Parallels with Abu Ghraib
There are stunning parallels between the Stanford Prison Experiment and what happened at Abu Ghraib, where some of the visual scenes that we have seen include guards stripping prisoners naked, putting bags over heads, putting them in chains, and having them engage in sexually degrading acts. And in both prisons the worst abuses came on the night shift. Our guards committed very little physical abuse. There was a prisoner riot on the second day, and the guards used physical abuse, and I, as both the superintendent of the prison as well as the principal investigator (my big mistake—you can't play both of those roles), I continually told them that they could not use physical abuse. But then they resorted entirely to psychological controls and psychological domination. There is an interesting comparison between police detectives who after being forced to give up brutal third degree abuses in getting confessions, switched to psychological tactics, and they were equally effective in obtaining confessions after interrogation, as my research in the Sixties documented.
Our guards would say things to the prisoners like, "You're Frankenstein. You're Mrs. Frankenstein. Walk like Frankenstein. Hug her. Tell her you love her." And then they would push them together.
We learned that in real prisons one of the things guards try to do is weaken the masculinity in dominance, because prisons are a threat to the guards' security. And so at Stanford the prisoners wore smocks with no underpants, like dresses. We did that purposely to feminize them. The guards would tell the prisoners that they should line up to play leapfrog. It's just a simple game, except when you leap over each prisoner your genitals smack each guy's head. Then they'd say, "You, bend over. You're female camels." And when they did their behinds were showing. And then they would tell others, "You're male camels. Line up behind them. Okay, hump them." This is a funny play on words, of course, but they had the prisoners simulating sodomy.
These are exact parallels between what happened in this basement at Stanford 30 years ago and at Abu Ghraib, where you see images of prisoners stripped naked, wearing hoods or masks as guards get them to simulate sodomy. The question is whether what we learned about the psychological mechanisms that transformed our good volunteers into these creatively evil guards can be used to understand the transformation of good American Army reservists into the people we see in these trophy photos in Abu Ghraib. And my answer is yes, there are very direct parallels.
One of the distressing things I have to think about is whether or not the results of my research, which I've written about extensively, have been incorporated by the Pentagon in its various programs. I hate to think that my research actually contributed to creating this evil, rather than simply helping to explain it. But the situation we have now is that the Army, the Pentagon, and the Administration are trying to disown any influence on the specific guards seen in those "trophy pictures." One of the many investigations (the Schlessinger Report) into these abuses explicitly states that the Stanford Prison Experiment should have served as a forewarning to those running Abu Ghraib Prison of the potential dangers of excesses by guards in such settings.

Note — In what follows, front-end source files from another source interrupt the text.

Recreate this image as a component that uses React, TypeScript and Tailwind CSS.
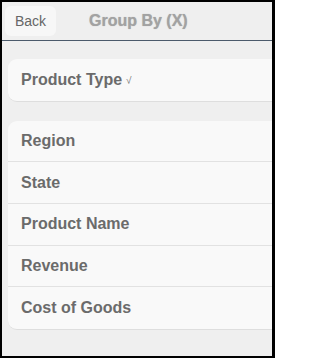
const FIELDS = ["Region", "State", "Product Name", "Revenue", "Cost of Goods"];

function Row({ label, last, children }: { label: string; last?: boolean; children?: React.ReactNode }) {
  return (
    <li
      className={`flex h-[41.7px] items-center pl-[13px] text-[16px] font-bold text-[#6b6b6b] ${
        last ? "" : "border-b border-[#e2e2e2]"
      }`}
    >
      {label}
      {children}
    </li>
  );
}

export default function App() {
  return (
    <div
      className="h-[358px] w-[275px] overflow-hidden border-t-2 border-r-[3px] border-b-2 border-l-2 border-black bg-[#efefef]"
      style={{ fontFamily: '"Liberation Sans", Arial, sans-serif' }}
    >
      {/* header */}
      <header className="relative flex h-[39px] items-center border-b border-[#4b5a6b] bg-[#efefef]">
        <button className="ml-[3px] h-[30px] w-[51px] rounded-[6px] bg-[#f7f7f7] text-[14px] text-[#666]">
          Back
        </button>
        <h1
          className="ml-[33px] text-[16px] font-bold text-[#a2a2a2]"
          style={{ textShadow: "0 0 1px #b5b5b5" }}
        >
          Group By (X)
        </h1>
      </header>

      {/* selected */}
      <ul className="mt-[18px] mr-[-12px] ml-[6px] overflow-hidden rounded-l-[9px] border-b border-[#dedede] bg-[#f9f9f9]">
        <Row label="Product Type" last>
          <span className="ml-[4px] mt-[2px] text-[10px] font-normal text-[#777]">√</span>
        </Row>
      </ul>

      {/* available */}
      <ul className="mt-[19px] mr-[-12px] ml-[6px] overflow-hidden rounded-l-[9px] border-b border-[#dedede] bg-[#f9f9f9]">
        {FIELDS.map((f, i) => (
          <Row key={f} label={f} last={i === FIELDS.length - 1} />
        ))}
      </ul>
    </div>
  );
}
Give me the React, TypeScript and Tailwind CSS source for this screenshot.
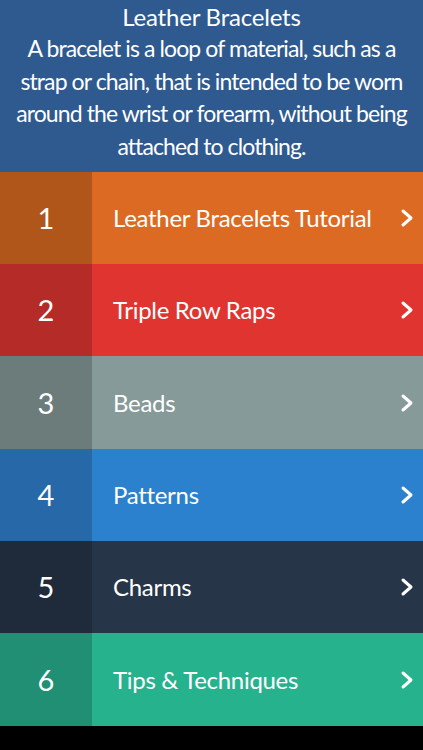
const items = [
  { n: 1, title: "Leather Bracelets Tutorial", main: "bg-[#dd6a22]", side: "bg-[#b0561b]", h: "h-[92px]" },
  { n: 2, title: "Triple Row Raps", main: "bg-[#df3430]", side: "bg-[#b42b28]", h: "h-[92px]" },
  { n: 3, title: "Beads", main: "bg-[#869a99]", side: "bg-[#6c7c7b]", h: "h-[93px]" },
  { n: 4, title: "Patterns", main: "bg-[#2c81cf]", side: "bg-[#2668a8]", h: "h-[92px]" },
  { n: 5, title: "Charms", main: "bg-[#263548]", side: "bg-[#1f2b3a]", h: "h-[92px]" },
  { n: 6, title: "Tips & Techniques", main: "bg-[#27b28e]", side: "bg-[#208f73]", h: "h-[93px]" },
];

function Chevron() {
  return (
    <svg width="14" height="20" viewBox="0 0 14 20" fill="none" stroke="white" strokeWidth="3" strokeLinecap="round" strokeLinejoin="round">
      <polyline points="3,3 11,10 3,17" />
    </svg>
  );
}

export default function App() {
  return (
    <div className="flex h-[750px] w-[423px] flex-col bg-black font-['Lato',sans-serif] text-white">
      <header className="flex h-[172px] flex-col items-center bg-[#2f5a90] px-2 pt-[2px] text-center">
        <h1 className="text-[24px] leading-[30px] tracking-[-0.2px]">Leather Bracelets</h1>
        <p className="text-[23px] leading-[32.5px] tracking-[-0.9px] whitespace-nowrap">
          A bracelet is a loop of material, such as a
          <br />
          strap or chain, that is intended to be worn
          <br />
          around the wrist or forearm, without being
          <br />
          attached to clothing.
        </p>
      </header>
      {items.map((item) => (
        <div key={item.n} className={`flex ${item.h} ${item.main}`}>
          <div className={`flex w-[92px] items-center justify-center text-[29px] ${item.side}`}>
            {item.n}
          </div>
          <div className="flex flex-1 items-center pl-[21px] text-[24px] tracking-[-0.3px]">{item.title}</div>
          <div className="flex items-center pr-[9px]">
            <Chevron />
          </div>
        </div>
      ))}
    </div>
  );
}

It is hard to comprehend what the soldiers were thinking when they took photos of themselves engaged in those abuses—"trophy photos." I call them "trophy photos" because the analog is to big game hunters displaying their victory over the beasts of the earth and sea. But a more potent parallel are the trophy photos from lynchings of Black men and women over decades. There's a remarkable book called No Sanctuary which shows that for a hundred years not only did Americans lynch blacks in the South and the Midwest, but they often took photos of their illegal lynchings, including photos of all those people who were involved. These were not only lynching photos, but brutal whippings, and they also burned blacks alive. In some of the pictures young children are photographed watching the spectacle. To make the horror worse, these images were put on postcards, and people would send them to one another, or would frame them and hang them in their living rooms. Talk about dehumanization! The concept of lynching or burning somebody alive is horrible enough, but then to take a picture, put yourself in it, and then send it to your mother to say, "I'm the third one on the left," is just evil.